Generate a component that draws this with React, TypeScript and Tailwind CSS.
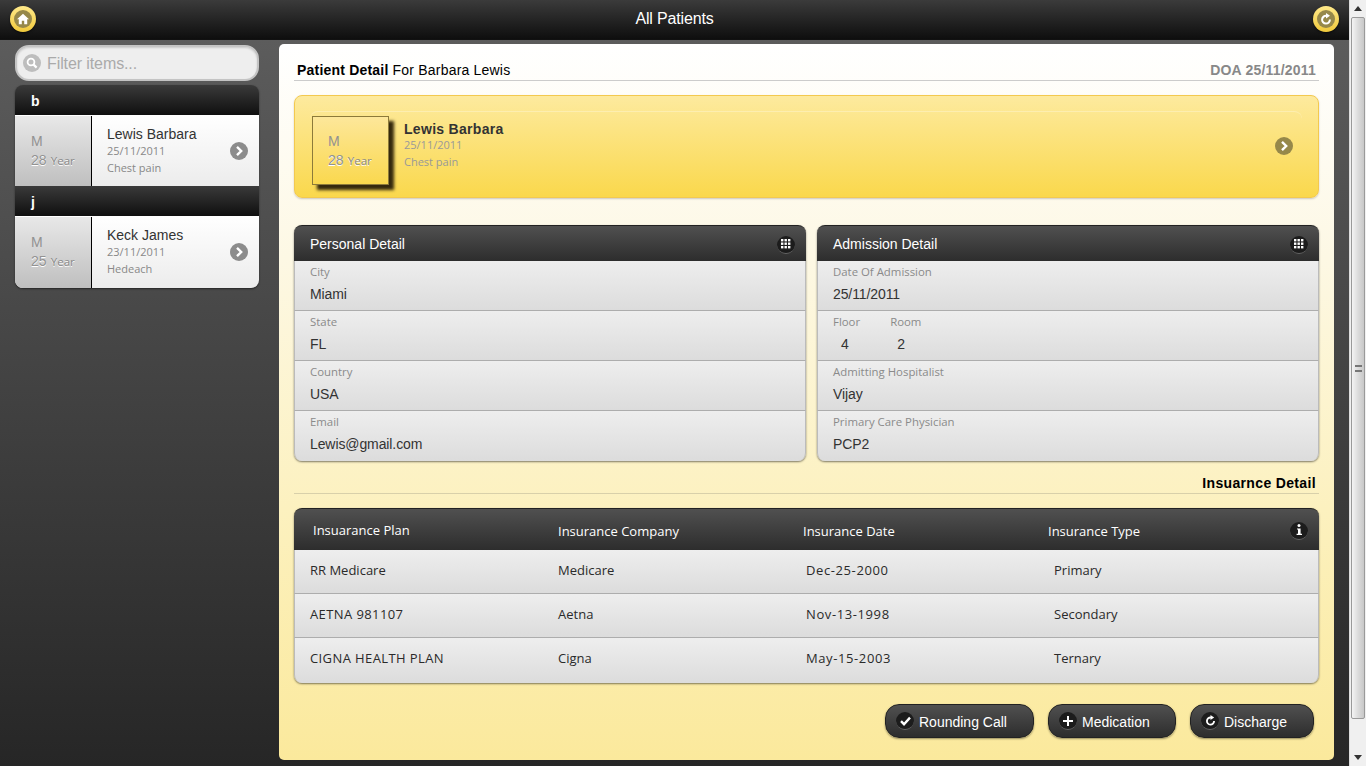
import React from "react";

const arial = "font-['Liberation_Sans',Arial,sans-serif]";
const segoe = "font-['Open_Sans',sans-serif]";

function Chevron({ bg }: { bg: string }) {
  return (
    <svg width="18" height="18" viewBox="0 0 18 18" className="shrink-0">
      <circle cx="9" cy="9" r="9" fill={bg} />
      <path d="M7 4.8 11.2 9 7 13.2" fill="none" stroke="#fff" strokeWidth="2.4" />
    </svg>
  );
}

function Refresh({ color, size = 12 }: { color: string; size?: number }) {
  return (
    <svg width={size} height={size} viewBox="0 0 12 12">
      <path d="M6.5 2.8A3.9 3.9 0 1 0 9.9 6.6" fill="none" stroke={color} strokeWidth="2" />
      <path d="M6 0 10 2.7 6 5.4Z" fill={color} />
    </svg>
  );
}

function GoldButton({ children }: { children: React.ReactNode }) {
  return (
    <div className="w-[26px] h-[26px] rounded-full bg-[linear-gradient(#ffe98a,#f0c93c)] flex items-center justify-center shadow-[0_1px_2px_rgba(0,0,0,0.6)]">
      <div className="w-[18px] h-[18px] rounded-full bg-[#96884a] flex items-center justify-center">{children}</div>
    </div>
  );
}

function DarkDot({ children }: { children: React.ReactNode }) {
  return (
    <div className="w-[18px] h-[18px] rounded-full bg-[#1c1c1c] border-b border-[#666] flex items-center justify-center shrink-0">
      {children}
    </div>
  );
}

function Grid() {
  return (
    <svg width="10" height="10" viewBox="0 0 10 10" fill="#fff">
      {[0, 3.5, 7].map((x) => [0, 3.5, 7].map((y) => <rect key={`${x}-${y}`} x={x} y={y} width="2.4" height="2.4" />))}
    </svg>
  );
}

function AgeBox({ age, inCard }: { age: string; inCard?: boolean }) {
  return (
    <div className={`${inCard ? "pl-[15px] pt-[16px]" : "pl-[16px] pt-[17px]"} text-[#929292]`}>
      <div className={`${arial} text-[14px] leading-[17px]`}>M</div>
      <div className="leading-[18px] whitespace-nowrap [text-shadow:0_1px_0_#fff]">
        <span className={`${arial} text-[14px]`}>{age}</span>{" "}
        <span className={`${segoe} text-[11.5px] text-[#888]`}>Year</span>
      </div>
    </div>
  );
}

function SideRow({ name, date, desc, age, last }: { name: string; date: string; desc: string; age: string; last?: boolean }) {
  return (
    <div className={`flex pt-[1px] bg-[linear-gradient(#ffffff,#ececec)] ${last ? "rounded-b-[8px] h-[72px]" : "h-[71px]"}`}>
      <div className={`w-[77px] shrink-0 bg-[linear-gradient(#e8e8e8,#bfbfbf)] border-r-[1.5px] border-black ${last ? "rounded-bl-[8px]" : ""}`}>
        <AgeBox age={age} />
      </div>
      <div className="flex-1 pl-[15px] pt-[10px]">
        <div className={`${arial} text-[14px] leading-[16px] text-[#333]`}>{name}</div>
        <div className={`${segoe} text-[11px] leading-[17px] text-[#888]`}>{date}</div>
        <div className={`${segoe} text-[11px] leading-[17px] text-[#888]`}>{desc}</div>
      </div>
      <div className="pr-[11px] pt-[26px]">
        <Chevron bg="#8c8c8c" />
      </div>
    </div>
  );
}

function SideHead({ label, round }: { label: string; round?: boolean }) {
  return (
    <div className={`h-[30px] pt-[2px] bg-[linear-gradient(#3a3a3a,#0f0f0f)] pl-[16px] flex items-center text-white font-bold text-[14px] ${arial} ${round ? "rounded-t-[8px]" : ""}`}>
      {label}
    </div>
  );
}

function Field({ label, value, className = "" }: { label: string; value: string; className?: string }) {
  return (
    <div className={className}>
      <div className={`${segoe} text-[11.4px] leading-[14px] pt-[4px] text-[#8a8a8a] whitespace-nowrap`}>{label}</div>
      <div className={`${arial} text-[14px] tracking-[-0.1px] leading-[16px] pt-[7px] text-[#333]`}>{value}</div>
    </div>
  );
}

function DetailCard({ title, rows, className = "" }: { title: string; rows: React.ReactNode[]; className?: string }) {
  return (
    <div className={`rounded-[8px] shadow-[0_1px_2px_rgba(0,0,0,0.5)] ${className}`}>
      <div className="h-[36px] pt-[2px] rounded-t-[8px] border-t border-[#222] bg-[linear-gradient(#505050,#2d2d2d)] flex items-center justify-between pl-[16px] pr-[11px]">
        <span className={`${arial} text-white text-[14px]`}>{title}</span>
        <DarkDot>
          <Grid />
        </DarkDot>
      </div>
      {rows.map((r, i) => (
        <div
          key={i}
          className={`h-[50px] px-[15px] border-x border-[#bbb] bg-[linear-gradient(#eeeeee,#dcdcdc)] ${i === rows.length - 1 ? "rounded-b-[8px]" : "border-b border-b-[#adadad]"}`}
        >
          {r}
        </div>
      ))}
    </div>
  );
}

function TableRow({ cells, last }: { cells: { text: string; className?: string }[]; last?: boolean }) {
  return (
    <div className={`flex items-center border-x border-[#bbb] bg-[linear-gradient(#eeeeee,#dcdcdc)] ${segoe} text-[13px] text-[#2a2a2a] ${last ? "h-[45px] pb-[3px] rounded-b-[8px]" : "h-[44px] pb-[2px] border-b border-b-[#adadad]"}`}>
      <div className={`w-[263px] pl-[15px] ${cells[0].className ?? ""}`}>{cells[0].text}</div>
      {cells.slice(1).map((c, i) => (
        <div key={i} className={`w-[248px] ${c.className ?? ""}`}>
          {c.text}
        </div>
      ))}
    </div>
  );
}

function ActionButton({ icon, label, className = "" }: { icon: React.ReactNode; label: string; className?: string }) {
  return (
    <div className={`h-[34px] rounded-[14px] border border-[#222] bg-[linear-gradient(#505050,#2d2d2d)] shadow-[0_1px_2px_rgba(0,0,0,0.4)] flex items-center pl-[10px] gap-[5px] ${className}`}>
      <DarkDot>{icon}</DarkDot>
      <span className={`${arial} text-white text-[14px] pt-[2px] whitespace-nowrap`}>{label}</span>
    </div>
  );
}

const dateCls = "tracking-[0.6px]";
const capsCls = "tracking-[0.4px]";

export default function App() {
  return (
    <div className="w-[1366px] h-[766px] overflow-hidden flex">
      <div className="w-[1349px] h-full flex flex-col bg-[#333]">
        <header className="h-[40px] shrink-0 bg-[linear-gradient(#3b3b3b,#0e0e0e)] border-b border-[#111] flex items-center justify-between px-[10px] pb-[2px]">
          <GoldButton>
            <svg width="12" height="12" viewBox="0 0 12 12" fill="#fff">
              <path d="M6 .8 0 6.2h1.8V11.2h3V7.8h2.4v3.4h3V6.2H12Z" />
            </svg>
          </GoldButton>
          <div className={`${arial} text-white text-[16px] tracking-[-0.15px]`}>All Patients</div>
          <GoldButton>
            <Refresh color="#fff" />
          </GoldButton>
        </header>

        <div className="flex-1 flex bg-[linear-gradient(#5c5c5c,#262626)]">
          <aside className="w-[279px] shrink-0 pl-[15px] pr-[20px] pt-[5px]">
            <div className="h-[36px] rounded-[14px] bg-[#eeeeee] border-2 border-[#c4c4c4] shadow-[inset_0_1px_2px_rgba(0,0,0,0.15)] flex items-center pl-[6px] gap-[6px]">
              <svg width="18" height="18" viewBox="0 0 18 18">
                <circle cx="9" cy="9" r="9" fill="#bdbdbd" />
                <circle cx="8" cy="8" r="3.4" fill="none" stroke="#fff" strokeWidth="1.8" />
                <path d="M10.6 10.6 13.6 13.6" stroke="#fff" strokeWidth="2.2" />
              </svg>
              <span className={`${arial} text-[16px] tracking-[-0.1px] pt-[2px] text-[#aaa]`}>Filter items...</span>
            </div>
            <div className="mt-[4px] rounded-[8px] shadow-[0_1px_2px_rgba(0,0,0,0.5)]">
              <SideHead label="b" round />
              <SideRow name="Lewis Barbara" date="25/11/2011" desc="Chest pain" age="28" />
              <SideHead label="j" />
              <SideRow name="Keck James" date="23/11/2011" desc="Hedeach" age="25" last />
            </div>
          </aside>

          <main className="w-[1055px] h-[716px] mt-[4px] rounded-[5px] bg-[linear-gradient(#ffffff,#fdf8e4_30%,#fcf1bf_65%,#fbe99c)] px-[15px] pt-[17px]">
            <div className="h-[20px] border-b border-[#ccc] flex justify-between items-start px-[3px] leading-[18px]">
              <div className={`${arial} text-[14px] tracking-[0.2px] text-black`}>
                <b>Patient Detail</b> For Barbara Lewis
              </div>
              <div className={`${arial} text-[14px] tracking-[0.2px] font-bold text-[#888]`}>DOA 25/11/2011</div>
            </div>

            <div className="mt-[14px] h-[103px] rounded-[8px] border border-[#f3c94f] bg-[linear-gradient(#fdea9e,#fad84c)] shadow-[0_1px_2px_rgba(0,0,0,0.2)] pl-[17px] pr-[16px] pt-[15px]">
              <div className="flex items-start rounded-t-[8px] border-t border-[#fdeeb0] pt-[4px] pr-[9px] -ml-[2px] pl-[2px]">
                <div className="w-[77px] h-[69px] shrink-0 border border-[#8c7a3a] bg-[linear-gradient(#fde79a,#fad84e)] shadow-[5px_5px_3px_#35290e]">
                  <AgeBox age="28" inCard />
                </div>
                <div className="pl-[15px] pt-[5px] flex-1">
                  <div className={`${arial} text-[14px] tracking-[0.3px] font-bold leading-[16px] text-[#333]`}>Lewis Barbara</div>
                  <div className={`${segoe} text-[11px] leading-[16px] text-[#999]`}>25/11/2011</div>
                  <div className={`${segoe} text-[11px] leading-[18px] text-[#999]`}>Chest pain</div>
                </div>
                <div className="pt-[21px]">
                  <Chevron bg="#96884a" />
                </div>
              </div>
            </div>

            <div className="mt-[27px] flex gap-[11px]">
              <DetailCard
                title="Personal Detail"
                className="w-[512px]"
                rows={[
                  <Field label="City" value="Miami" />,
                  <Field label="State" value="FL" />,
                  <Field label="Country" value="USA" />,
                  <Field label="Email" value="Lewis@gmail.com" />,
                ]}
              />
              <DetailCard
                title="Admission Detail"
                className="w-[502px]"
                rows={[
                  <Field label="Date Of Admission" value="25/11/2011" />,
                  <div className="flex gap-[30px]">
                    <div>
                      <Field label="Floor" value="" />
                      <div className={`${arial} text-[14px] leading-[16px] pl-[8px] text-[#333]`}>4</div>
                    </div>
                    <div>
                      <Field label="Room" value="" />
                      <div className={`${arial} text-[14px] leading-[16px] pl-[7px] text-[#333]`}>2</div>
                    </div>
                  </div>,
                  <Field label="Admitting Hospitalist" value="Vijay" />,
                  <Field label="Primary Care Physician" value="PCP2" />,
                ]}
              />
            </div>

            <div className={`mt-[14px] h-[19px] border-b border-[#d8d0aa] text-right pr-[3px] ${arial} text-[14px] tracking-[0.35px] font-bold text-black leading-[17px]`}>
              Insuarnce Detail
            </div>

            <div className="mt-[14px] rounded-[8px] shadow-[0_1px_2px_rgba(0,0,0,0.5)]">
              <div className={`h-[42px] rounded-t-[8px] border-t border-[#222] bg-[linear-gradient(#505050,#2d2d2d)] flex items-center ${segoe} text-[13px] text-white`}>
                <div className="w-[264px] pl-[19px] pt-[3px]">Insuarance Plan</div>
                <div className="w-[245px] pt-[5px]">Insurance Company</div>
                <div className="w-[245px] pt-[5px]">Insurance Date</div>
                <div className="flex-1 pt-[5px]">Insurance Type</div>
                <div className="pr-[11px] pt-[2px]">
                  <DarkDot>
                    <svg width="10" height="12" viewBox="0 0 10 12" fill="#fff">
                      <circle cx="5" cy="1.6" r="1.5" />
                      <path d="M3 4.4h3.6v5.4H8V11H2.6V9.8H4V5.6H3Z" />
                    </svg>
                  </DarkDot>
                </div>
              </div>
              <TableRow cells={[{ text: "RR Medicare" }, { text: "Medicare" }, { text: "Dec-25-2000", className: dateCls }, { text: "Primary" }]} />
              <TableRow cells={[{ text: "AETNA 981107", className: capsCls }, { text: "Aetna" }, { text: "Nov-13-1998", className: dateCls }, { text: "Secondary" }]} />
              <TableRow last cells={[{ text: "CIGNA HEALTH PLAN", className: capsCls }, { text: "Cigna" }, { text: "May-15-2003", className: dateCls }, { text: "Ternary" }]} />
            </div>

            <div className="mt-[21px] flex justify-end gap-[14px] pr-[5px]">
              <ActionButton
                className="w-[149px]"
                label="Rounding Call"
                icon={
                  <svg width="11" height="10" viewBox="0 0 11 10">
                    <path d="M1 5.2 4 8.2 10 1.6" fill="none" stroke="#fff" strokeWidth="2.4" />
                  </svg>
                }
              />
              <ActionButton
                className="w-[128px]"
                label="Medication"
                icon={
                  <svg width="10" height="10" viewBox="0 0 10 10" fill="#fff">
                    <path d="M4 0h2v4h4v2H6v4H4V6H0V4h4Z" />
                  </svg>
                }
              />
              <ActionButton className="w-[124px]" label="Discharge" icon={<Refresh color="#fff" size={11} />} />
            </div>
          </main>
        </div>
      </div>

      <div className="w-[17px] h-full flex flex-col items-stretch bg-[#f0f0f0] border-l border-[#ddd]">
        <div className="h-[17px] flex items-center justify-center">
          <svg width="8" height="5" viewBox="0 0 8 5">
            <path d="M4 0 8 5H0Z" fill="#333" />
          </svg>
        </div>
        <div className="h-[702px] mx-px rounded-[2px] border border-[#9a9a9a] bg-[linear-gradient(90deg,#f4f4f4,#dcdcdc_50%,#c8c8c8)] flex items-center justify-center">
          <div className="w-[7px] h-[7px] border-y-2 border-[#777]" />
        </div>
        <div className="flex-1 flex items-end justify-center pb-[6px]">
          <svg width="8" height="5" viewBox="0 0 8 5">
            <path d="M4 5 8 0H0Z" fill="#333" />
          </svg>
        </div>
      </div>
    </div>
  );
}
══════
Task description:
Reply with the number of lines in the material above that contain "React", and nothing more.

Expected answer:
6